KILL. Sad Sack II was vibrating badly and was extremely rough to handle. "There's a good cornfield over there," Lasco hollered.
DECREVEL. Seven to nine Me-109's were queuing up to take shots at us. They made level dead-astern attacks. The first one broke away and I caught him with a long burst in the belly at no more than thirty yards. He appeared to come apart like a dropped jigsaw puzzle. The next one was hit by Al Shaffer, my buddy at the other waist gun, who was standing on one leg, the other being almost shot off. The next Messerschmitt broke off on my side in a chandelle, and I knocked some pieces off his tail. My aim was off. The interior of our plane was
full of little white puffs like firecrackers going off. Ammununition was exploding in the boxes and I felt fingers plucking at my clothing. I received shrapnel in the back, head and knee and was floored by a thirteen-millimeter in the butt. The parachute pack saved me in that area.

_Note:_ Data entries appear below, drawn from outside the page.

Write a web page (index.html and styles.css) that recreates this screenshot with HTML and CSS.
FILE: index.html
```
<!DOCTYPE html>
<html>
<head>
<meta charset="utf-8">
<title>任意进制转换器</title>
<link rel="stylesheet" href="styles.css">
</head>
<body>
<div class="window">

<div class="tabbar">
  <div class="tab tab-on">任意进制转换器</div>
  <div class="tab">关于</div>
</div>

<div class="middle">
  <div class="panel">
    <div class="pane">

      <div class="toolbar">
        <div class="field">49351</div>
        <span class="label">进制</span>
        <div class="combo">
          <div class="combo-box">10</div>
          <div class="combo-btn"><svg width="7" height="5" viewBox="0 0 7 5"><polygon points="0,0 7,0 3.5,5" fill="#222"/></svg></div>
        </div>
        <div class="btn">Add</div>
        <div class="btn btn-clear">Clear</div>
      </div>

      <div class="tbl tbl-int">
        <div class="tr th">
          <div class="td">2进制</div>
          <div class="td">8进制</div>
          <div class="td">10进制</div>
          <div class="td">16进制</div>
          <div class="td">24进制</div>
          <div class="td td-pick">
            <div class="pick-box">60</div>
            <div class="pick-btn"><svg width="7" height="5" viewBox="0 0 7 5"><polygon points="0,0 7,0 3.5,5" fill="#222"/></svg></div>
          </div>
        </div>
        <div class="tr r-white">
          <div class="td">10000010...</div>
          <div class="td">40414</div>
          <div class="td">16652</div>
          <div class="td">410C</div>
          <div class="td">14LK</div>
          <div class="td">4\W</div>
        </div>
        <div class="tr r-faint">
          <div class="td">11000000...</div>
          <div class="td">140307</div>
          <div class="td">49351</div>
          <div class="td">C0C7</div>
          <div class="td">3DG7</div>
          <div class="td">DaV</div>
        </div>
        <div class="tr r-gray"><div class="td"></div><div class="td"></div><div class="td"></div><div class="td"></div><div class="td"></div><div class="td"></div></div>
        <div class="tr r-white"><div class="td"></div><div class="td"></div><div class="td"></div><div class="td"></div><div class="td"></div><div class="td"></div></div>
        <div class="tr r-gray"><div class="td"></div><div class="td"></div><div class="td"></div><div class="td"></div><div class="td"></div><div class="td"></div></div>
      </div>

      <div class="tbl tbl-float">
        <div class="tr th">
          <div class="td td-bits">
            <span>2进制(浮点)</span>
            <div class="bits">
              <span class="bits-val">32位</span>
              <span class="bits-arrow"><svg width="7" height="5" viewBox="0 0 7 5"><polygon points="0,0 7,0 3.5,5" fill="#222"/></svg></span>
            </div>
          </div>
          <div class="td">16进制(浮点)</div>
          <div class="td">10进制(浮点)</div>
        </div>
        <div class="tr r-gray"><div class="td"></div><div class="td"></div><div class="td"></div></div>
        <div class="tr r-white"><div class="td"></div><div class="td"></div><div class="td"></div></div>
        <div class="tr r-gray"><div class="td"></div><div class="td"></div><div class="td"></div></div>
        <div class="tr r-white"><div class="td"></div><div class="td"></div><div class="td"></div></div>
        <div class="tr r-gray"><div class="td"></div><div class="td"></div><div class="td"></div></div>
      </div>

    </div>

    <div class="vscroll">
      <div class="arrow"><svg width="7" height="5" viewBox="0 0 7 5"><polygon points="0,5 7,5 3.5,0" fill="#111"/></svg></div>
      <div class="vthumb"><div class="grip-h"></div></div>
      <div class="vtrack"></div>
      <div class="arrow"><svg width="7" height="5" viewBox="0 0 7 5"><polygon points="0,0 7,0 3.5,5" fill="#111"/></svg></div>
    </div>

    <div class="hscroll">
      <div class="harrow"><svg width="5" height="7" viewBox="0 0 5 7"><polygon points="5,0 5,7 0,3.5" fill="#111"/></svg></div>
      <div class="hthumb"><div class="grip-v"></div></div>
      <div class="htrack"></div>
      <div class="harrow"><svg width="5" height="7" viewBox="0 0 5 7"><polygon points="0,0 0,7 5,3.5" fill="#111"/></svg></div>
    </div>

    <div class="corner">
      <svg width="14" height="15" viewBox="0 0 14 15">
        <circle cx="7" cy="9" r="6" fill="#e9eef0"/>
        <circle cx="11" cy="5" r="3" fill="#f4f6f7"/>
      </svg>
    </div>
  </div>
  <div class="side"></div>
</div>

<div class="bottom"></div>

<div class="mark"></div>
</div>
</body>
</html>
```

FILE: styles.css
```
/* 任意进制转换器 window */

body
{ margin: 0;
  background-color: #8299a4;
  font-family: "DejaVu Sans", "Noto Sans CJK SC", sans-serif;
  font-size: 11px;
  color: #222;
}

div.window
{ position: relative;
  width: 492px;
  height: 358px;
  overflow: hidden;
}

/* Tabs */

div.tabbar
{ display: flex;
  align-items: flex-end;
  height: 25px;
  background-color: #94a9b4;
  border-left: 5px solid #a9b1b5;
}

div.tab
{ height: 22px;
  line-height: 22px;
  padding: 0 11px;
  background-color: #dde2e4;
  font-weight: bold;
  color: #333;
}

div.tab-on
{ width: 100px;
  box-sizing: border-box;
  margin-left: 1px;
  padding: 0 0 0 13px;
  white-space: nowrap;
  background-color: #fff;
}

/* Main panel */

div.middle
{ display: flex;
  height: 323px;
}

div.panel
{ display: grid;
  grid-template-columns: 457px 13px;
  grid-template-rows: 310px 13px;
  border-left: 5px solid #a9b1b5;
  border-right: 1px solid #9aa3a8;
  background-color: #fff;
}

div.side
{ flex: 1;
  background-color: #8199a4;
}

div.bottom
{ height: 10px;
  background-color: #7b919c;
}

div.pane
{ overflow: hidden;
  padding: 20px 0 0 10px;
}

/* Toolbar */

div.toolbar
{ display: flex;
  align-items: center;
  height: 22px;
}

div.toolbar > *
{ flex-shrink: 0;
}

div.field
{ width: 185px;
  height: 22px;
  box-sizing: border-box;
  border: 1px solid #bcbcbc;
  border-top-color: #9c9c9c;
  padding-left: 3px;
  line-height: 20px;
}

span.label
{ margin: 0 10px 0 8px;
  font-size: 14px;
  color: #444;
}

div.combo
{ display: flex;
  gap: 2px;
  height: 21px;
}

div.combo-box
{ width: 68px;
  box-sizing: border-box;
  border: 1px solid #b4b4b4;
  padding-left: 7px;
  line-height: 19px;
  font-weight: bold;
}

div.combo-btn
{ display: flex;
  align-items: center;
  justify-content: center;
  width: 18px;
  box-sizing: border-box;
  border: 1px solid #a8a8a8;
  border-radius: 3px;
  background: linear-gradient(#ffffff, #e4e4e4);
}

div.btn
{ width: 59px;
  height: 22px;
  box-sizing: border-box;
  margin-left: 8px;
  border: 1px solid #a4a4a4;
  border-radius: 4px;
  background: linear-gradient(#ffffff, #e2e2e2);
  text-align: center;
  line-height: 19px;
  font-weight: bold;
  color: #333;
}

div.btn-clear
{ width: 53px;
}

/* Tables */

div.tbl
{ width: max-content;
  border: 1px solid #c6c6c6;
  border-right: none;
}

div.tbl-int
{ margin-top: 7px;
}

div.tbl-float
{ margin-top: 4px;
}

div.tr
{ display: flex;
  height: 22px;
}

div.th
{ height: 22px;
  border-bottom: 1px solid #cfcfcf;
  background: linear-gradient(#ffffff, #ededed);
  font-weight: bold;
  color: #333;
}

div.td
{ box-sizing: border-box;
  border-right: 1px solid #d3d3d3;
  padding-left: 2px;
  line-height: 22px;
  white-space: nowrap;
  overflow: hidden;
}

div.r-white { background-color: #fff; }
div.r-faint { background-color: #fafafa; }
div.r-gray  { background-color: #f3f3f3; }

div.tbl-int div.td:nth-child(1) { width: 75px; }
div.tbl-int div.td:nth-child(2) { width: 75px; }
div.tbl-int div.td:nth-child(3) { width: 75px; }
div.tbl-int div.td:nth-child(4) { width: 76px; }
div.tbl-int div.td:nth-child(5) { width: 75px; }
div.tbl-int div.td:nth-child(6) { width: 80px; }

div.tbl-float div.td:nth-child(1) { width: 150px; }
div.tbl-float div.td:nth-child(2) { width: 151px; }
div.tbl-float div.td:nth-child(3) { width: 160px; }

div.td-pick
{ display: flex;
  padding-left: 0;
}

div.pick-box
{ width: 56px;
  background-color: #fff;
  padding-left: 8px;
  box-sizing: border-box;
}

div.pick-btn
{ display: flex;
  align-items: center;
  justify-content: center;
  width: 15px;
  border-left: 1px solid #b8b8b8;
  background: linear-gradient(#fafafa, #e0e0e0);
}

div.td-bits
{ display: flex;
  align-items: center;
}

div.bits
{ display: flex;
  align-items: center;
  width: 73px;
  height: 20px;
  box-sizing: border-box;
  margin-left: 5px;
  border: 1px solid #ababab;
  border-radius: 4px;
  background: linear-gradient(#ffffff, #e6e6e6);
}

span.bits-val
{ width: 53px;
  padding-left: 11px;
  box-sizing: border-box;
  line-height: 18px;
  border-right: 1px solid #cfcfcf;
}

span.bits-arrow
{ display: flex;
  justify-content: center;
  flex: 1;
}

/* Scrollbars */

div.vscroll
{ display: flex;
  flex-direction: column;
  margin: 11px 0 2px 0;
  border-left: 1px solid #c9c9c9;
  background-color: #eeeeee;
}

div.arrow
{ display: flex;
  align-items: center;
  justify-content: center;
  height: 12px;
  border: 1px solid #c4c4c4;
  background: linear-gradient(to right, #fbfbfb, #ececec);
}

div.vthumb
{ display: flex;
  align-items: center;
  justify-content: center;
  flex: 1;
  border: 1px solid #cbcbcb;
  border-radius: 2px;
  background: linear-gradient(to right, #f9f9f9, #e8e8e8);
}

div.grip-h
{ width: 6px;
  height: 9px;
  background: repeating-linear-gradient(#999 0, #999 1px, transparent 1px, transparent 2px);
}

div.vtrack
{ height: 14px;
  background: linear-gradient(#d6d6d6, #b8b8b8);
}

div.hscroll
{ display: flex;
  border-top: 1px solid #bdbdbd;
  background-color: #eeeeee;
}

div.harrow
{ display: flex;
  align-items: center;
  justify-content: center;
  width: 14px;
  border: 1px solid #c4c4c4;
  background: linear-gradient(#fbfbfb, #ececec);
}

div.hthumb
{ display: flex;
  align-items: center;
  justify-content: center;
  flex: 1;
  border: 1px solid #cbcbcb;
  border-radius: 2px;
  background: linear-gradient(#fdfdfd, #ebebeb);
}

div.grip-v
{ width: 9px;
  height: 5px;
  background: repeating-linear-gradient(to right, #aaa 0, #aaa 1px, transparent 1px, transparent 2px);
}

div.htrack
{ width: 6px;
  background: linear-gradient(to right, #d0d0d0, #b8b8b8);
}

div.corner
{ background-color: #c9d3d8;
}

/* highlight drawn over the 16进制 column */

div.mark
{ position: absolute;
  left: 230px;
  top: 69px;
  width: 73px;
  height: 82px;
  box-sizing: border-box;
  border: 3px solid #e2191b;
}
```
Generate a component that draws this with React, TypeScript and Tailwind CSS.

The fighter attacks seemed to subside somewhat. I don't know whether we had thinned them out or some had gone off looking for easier kills. There was one left hanging back about sixty yards or so with his flaps down and all his guns blinking. He really had to slow down for us. There wasn't much left in our plane but daylight. It felt like we were hanging in a total stall with one wing touching and all as good as dead.
LASCO. We were very low to the ground, probably fifty feet, when an Me-109 circled around us and came in shallow at ten o'clock on my side. I saw his wing light up and felt a tremendous sock on the jaw. I was shot through both cheeks and upper palate. I had no strength. I couldn't see anything.
KILL. Lasco called for flaps. No flaps. I reached down and started pumping them by hand. We were headed for a cornfield. I glanced up at Lasco. He was lying over the control column, all bloodied. I was coming to horizon level. We were left wing low, headed straight in. I kicked hard right rudder and picked up the wing.